Front-end source files:
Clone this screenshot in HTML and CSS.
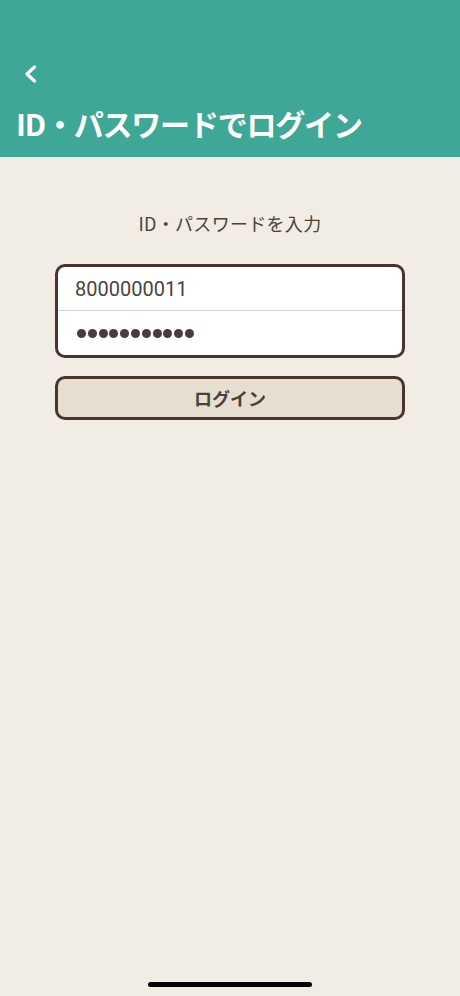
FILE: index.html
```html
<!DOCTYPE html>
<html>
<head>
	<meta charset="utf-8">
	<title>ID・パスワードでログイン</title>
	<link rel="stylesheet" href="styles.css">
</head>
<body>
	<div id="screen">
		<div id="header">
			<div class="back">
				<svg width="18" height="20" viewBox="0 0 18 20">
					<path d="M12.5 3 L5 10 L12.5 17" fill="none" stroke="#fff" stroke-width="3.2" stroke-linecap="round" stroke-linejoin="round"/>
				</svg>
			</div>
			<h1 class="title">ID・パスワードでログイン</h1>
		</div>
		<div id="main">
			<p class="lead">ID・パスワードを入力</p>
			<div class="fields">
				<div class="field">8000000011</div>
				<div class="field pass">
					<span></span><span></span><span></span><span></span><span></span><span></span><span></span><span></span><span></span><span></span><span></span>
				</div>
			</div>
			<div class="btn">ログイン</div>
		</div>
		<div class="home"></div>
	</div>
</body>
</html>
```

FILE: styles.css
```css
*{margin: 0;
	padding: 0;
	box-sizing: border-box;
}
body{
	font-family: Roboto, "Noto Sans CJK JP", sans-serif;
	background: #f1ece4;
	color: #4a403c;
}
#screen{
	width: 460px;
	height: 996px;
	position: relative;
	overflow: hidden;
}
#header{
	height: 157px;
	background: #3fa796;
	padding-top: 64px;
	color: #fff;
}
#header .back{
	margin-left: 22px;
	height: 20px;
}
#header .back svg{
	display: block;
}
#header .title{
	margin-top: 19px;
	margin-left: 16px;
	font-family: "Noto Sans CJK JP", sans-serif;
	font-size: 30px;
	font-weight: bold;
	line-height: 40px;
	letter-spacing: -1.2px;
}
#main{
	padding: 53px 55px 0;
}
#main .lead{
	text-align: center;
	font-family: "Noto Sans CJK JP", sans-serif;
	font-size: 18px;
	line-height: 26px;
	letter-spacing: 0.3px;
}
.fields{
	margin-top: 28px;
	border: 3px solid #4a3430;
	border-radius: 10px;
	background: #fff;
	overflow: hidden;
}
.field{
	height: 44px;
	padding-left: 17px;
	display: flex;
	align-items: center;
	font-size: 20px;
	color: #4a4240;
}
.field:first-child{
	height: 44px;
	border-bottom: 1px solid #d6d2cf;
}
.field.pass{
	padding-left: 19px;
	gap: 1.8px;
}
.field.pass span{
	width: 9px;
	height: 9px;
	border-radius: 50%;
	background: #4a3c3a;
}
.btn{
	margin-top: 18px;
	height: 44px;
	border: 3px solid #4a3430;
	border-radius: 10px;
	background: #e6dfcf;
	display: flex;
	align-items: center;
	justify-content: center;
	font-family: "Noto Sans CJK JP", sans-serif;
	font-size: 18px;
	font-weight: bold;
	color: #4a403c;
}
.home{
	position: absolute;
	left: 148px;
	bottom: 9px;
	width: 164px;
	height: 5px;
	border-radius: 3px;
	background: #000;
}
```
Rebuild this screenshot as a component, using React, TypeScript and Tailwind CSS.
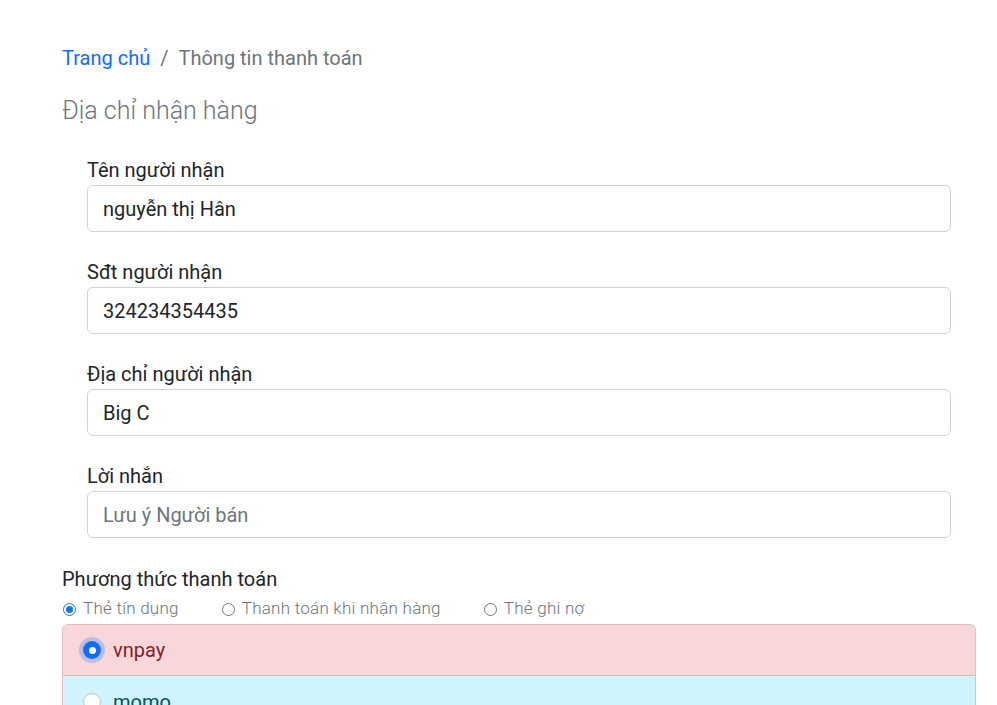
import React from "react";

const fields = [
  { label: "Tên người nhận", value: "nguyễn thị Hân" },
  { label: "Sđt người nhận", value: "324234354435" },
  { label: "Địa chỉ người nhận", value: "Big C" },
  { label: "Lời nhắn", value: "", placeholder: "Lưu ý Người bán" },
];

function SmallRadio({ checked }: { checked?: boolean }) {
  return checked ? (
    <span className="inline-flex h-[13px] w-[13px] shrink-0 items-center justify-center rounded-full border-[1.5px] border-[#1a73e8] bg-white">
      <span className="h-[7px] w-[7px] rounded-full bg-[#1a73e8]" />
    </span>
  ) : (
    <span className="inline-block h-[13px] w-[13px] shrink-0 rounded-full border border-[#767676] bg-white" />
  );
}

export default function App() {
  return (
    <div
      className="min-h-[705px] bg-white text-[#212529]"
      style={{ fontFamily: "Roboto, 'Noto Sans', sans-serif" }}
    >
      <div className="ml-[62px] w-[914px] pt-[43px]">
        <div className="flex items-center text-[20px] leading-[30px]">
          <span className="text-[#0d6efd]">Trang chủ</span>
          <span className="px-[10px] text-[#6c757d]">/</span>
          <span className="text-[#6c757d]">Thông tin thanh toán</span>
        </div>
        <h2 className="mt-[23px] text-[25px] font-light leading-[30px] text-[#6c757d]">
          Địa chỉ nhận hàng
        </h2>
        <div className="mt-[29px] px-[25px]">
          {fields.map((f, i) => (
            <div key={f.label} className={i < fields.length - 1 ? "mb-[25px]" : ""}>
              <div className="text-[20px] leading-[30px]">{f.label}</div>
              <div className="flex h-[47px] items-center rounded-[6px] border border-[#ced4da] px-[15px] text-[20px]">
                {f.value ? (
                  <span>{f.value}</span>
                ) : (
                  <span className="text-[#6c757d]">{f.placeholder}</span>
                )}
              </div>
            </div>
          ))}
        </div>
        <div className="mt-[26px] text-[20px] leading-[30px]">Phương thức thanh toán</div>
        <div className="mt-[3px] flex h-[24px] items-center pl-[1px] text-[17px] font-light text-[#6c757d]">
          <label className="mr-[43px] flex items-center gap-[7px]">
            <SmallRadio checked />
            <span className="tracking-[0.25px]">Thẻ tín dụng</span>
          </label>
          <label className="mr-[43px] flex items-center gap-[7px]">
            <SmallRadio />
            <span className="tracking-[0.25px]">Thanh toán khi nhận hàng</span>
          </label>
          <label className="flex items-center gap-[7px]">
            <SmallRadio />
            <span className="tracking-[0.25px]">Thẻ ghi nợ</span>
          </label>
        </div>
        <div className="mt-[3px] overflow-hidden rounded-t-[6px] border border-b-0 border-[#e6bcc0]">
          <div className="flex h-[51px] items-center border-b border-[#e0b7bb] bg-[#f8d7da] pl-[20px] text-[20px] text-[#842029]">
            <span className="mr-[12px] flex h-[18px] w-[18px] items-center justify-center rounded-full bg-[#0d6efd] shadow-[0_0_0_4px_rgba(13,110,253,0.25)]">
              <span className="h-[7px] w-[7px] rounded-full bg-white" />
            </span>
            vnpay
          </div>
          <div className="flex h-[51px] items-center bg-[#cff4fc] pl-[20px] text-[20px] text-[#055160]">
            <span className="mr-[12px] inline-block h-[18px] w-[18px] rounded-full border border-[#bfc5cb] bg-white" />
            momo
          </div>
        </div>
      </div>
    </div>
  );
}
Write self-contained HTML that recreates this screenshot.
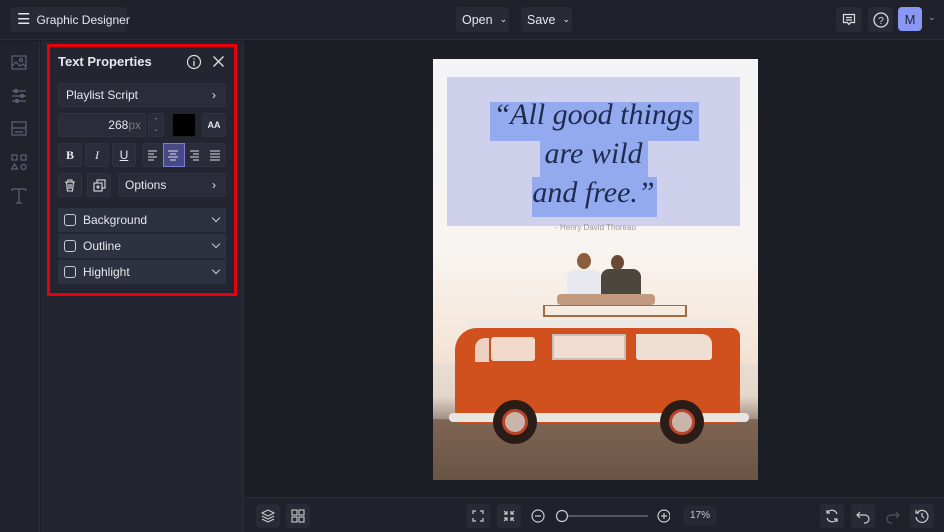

◆ **Written request**
Exactly reproduce the entries above, minus the pictures.

◆ **Expected output**
Clone this screenshot in HTML and CSS.
FILE: index.html
```html
<!DOCTYPE html>
<html>
<head>
	<meta charset="utf-8">
	<title>ID・パスワードでログイン</title>
	<link rel="stylesheet" href="styles.css">
</head>
<body>
	<div id="screen">
		<div id="header">
			<div class="back">
				<svg width="18" height="20" viewBox="0 0 18 20">
					<path d="M12.5 3 L5 10 L12.5 17" fill="none" stroke="#fff" stroke-width="3.2" stroke-linecap="round" stroke-linejoin="round"/>
				</svg>
			</div>
			<h1 class="title">ID・パスワードでログイン</h1>
		</div>
		<div id="main">
			<p class="lead">ID・パスワードを入力</p>
			<div class="fields">
				<div class="field">8000000011</div>
				<div class="field pass">
					<span></span><span></span><span></span><span></span><span></span><span></span><span></span><span></span><span></span><span></span><span></span>
				</div>
			</div>
			<div class="btn">ログイン</div>
		</div>
		<div class="home"></div>
	</div>
</body>
</html>
```

FILE: styles.css
```css
*{margin: 0;
	padding: 0;
	box-sizing: border-box;
}
body{
	font-family: Roboto, "Noto Sans CJK JP", sans-serif;
	background: #f1ece4;
	color: #4a403c;
}
#screen{
	width: 460px;
	height: 996px;
	position: relative;
	overflow: hidden;
}
#header{
	height: 157px;
	background: #3fa796;
	padding-top: 64px;
	color: #fff;
}
#header .back{
	margin-left: 22px;
	height: 20px;
}
#header .back svg{
	display: block;
}
#header .title{
	margin-top: 19px;
	margin-left: 16px;
	font-family: "Noto Sans CJK JP", sans-serif;
	font-size: 30px;
	font-weight: bold;
	line-height: 40px;
	letter-spacing: -1.2px;
}
#main{
	padding: 53px 55px 0;
}
#main .lead{
	text-align: center;
	font-family: "Noto Sans CJK JP", sans-serif;
	font-size: 18px;
	line-height: 26px;
	letter-spacing: 0.3px;
}
.fields{
	margin-top: 28px;
	border: 3px solid #4a3430;
	border-radius: 10px;
	background: #fff;
	overflow: hidden;
}
.field{
	height: 44px;
	padding-left: 17px;
	display: flex;
	align-items: center;
	font-size: 20px;
	color: #4a4240;
}
.field:first-child{
	height: 44px;
	border-bottom: 1px solid #d6d2cf;
}
.field.pass{
	padding-left: 19px;
	gap: 1.8px;
}
.field.pass span{
	width: 9px;
	height: 9px;
	border-radius: 50%;
	background: #4a3c3a;
}
.btn{
	margin-top: 18px;
	height: 44px;
	border: 3px solid #4a3430;
	border-radius: 10px;
	background: #e6dfcf;
	display: flex;
	align-items: center;
	justify-content: center;
	font-family: "Noto Sans CJK JP", sans-serif;
	font-size: 18px;
	font-weight: bold;
	color: #4a403c;
}
.home{
	position: absolute;
	left: 148px;
	bottom: 9px;
	width: 164px;
	height: 5px;
	border-radius: 3px;
	background: #000;
}
```
Rebuild this screenshot as a component, using React, TypeScript and Tailwind CSS.
import React from "react";

const fields = [
  { label: "Tên người nhận", value: "nguyễn thị Hân" },
  { label: "Sđt người nhận", value: "324234354435" },
  { label: "Địa chỉ người nhận", value: "Big C" },
  { label: "Lời nhắn", value: "", placeholder: "Lưu ý Người bán" },
];

function SmallRadio({ checked }: { checked?: boolean }) {
  return checked ? (
    <span className="inline-flex h-[13px] w-[13px] shrink-0 items-center justify-center rounded-full border-[1.5px] border-[#1a73e8] bg-white">
      <span className="h-[7px] w-[7px] rounded-full bg-[#1a73e8]" />
    </span>
  ) : (
    <span className="inline-block h-[13px] w-[13px] shrink-0 rounded-full border border-[#767676] bg-white" />
  );
}

export default function App() {
  return (
    <div
      className="min-h-[705px] bg-white text-[#212529]"
      style={{ fontFamily: "Roboto, 'Noto Sans', sans-serif" }}
    >
      <div className="ml-[62px] w-[914px] pt-[43px]">
        <div className="flex items-center text-[20px] leading-[30px]">
          <span className="text-[#0d6efd]">Trang chủ</span>
          <span className="px-[10px] text-[#6c757d]">/</span>
          <span className="text-[#6c757d]">Thông tin thanh toán</span>
        </div>
        <h2 className="mt-[23px] text-[25px] font-light leading-[30px] text-[#6c757d]">
          Địa chỉ nhận hàng
        </h2>
        <div className="mt-[29px] px-[25px]">
          {fields.map((f, i) => (
            <div key={f.label} className={i < fields.length - 1 ? "mb-[25px]" : ""}>
              <div className="text-[20px] leading-[30px]">{f.label}</div>
              <div className="flex h-[47px] items-center rounded-[6px] border border-[#ced4da] px-[15px] text-[20px]">
                {f.value ? (
                  <span>{f.value}</span>
                ) : (
                  <span className="text-[#6c757d]">{f.placeholder}</span>
                )}
              </div>
            </div>
          ))}
        </div>
        <div className="mt-[26px] text-[20px] leading-[30px]">Phương thức thanh toán</div>
        <div className="mt-[3px] flex h-[24px] items-center pl-[1px] text-[17px] font-light text-[#6c757d]">
          <label className="mr-[43px] flex items-center gap-[7px]">
            <SmallRadio checked />
            <span className="tracking-[0.25px]">Thẻ tín dụng</span>
          </label>
          <label className="mr-[43px] flex items-center gap-[7px]">
            <SmallRadio />
            <span className="tracking-[0.25px]">Thanh toán khi nhận hàng</span>
          </label>
          <label className="flex items-center gap-[7px]">
            <SmallRadio />
            <span className="tracking-[0.25px]">Thẻ ghi nợ</span>
          </label>
        </div>
        <div className="mt-[3px] overflow-hidden rounded-t-[6px] border border-b-0 border-[#e6bcc0]">
          <div className="flex h-[51px] items-center border-b border-[#e0b7bb] bg-[#f8d7da] pl-[20px] text-[20px] text-[#842029]">
            <span className="mr-[12px] flex h-[18px] w-[18px] items-center justify-center rounded-full bg-[#0d6efd] shadow-[0_0_0_4px_rgba(13,110,253,0.25)]">
              <span className="h-[7px] w-[7px] rounded-full bg-white" />
            </span>
            vnpay
          </div>
          <div className="flex h-[51px] items-center bg-[#cff4fc] pl-[20px] text-[20px] text-[#055160]">
            <span className="mr-[12px] inline-block h-[18px] w-[18px] rounded-full border border-[#bfc5cb] bg-white" />
            momo
          </div>
        </div>
      </div>
    </div>
  );
}
Write self-contained HTML that recreates this screenshot.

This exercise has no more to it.